On Wednesday the council approved on a 6-1 vote a resolution establishing a shared-use path along Moanakai Road. The road is supposed to be widened and designated as a one-way road. The Kapa‘a shared-used path will be placed on asphalt on the mauka side of the road, marked by strips, Parks and Recreation Director Lenny Rapozo said.

Councilman Mel Rapozo voted against the resolution because of concerns with the Moanakai seawall. He mentioned the Pono Kai seawall, which now has no time-frame to be repaired.

When the Pono Kai seawall is repaired, a portion of the shared-use path — a few feet away from the wall — will be closed for two months and possibly re-routed, Haigh told commissioners in June.
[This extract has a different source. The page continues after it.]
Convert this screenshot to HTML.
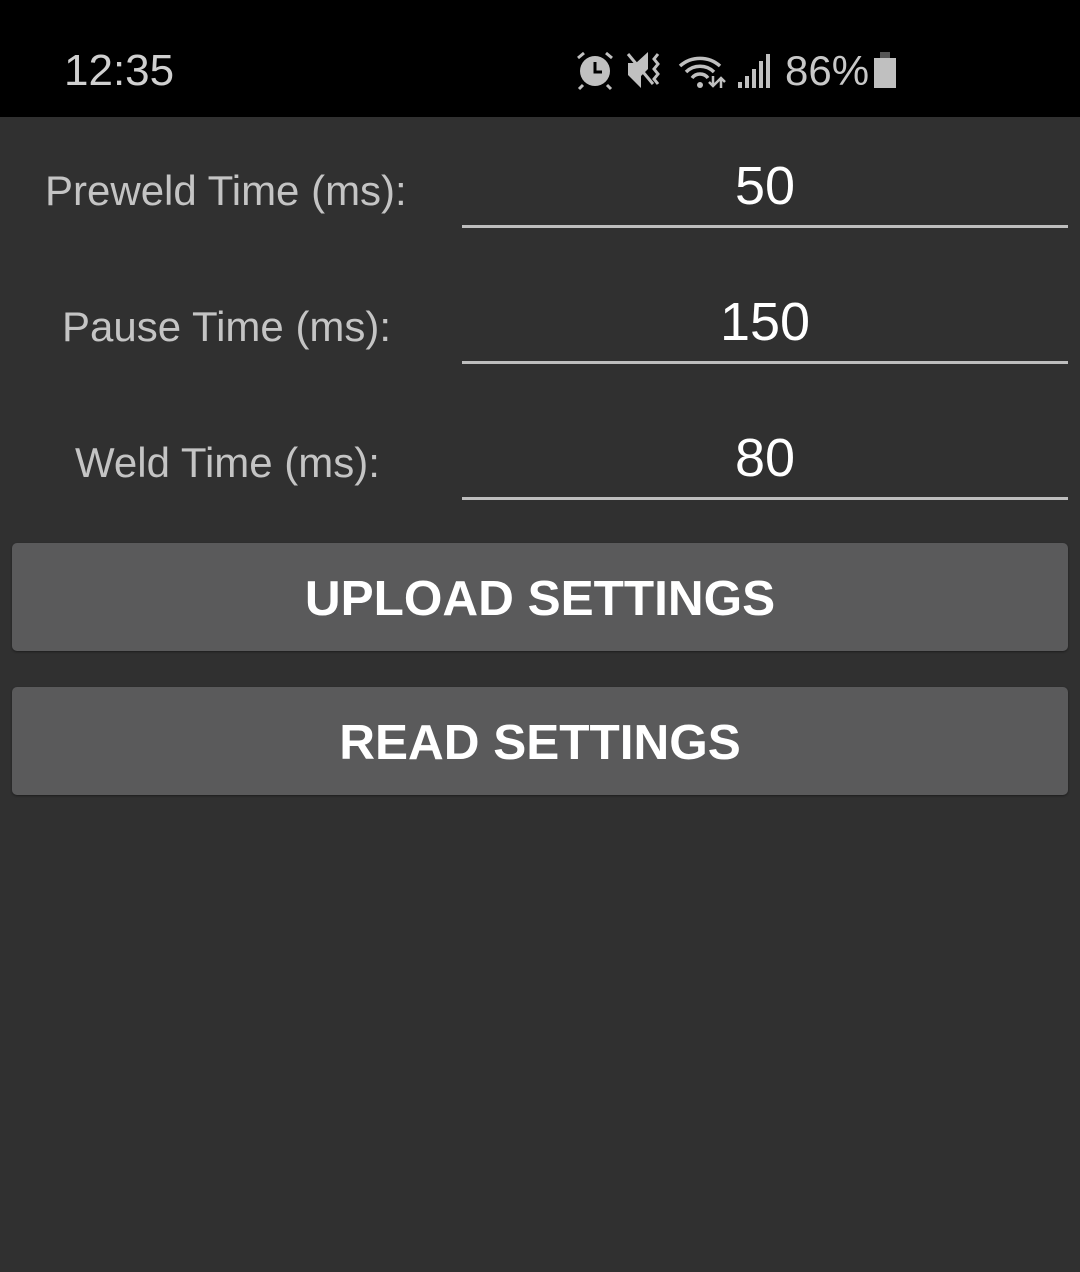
<!DOCTYPE html>
<html><head><style>
body{margin:0;width:1080px;height:1272px;background:#303030;font-family:"Liberation Sans",sans-serif;position:relative;overflow:hidden}
.sb{position:absolute;left:0;top:0;width:1080px;height:117px;background:#000}
.t{position:absolute;white-space:nowrap}
.lab{color:#c4c4c4;font-size:42px;}
.val{color:#fff;font-size:54px;width:606px;left:462px;text-align:center}
.ul{position:absolute;left:462px;width:606px;height:3px;background:#bdbdbd}
.btn{position:absolute;left:12px;width:1056px;height:108px;background:#5a5a5b;border-radius:5px;color:#fff;font-weight:bold;font-size:49.5px;text-align:center;line-height:112px;box-shadow:0 1px 2px rgba(0,0,0,.4)}
</style></head><body>
<div class="sb"></div>
<div class="t" style="left:64px;top:46px;color:#d0d0d0;font-size:44px">12:35</div>
<svg style="position:absolute;left:570px;top:48px" width="340" height="44" viewBox="0 0 340 44">
<g fill="#c0c0c0" stroke="#c0c0c0">
<circle cx="25" cy="23" r="15" stroke="none"/>
<path d="M25 14v10h7" stroke="#000" stroke-width="3" fill="none"/>
<path d="M8 10l6-5M42 10l-6-5M13 37l-4 4M37 37l4 4" stroke-width="3" fill="none"/>
<path d="M58 15h8l12-11v17l-7 7v12l-13-13z" stroke="none"/>
<path d="M58 6l25 30" stroke-width="3"/>
<path d="M88 6l-4 5 4 5-4 5 4 5-4 5 4 5" fill="none" stroke-width="3"/>
<path d="M110 18a30 30 0 0 1 40 0M116 24a20 20 0 0 1 28 0M122 30a10 10 0 0 1 16 0" fill="none" stroke-width="3.5"/>
<circle cx="130" cy="37" r="3" stroke="none"/>
<path d="M143 28v10M139 34l4 4 4-4M151 40v-10M147 34l4-4 4 4" fill="none" stroke-width="2.5"/>
<rect x="168" y="34" width="4" height="6" stroke="none"/><rect x="175" y="28" width="4" height="12" stroke="none"/><rect x="182" y="21" width="4" height="19" stroke="none"/><rect x="189" y="13" width="4" height="27" stroke="none"/><rect x="196" y="6" width="4" height="34" stroke="none"/>
<rect x="304" y="10" width="22" height="30" stroke="none"/><rect x="310" y="4" width="10" height="6" fill="#555" stroke="none"/>
</g></svg>
<div class="t" style="left:785px;top:47px;color:#c8c8c8;font-size:42px">86%</div>
<div class="t lab" style="left:45px;top:167px">Preweld Time (ms):</div>
<div class="t lab" style="left:62px;top:303px">Pause Time (ms):</div>
<div class="t lab" style="left:75px;top:439px">Weld Time (ms):</div>
<div class="t val" style="top:155px">50</div>
<div class="t val" style="top:291px">150</div>
<div class="t val" style="top:427px">80</div>
<div class="ul" style="top:225px"></div>
<div class="ul" style="top:361px"></div>
<div class="ul" style="top:497px"></div>
<div class="btn" style="top:543px">UPLOAD SETTINGS</div>
<div class="btn" style="top:687px">READ SETTINGS</div>
</body></html>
Mel Rapozo unsuccessfully asked for a deferral, saying he would like a complete briefing from the administration, including from Public Works, prior to voting. To him the seawall should have been a priority over the shared-use path.

Tourism

Office of Economic Development Director George Costa said Japanese visitor arrivals were up in FY11 compared to previous years, “but more significantly is the (increase in) arrivals from Canada.” Flights from Canada, he said, are coming in full.

Over the years Canadian visitors “have built a reputation,” said Costa, without specifying which reputation but hinting to a reluctance in spending money. But Canadian visitors nowadays average eight to nine days per trip, plus their economy has improved, which resulted in them spending more on Kaua‘i, according to Costa.

“I guess they were, maybe unfairly given the moniker that they don’t spend much,” he said.

“They were seen as a budget client,” Furfaro said. “Now they’re seen as a moderate client.”

The annual Kaua‘i Marathon, scheduled for Sept. 4, is in its third edition. The council is considering funding $150,000 in subsidies to the marathon.

Rapozo asked Costa to provide in writing a complete breakdown of revenues generated by the event, excluding impacts to the community.

Oops

Carvalho is proposing $164.98 million operational budget for FY12, plus $84.69 million in CIPs. The administration has not disclosed any potential changes to the supplemental budget Carvalho is supposed to release today.

Furfaro let it slip on Wednesday that the council would be busy the next few weeks reviewing a $158 million operational budget.

Rezentes said he didn’t know how Furfaro had come up with the figure because the administration had not released the supplemental budget yet.

Later in the day Furfaro said he made a $10 million mistake while mentioning the budget.

The mistake was actually a $7 million figure.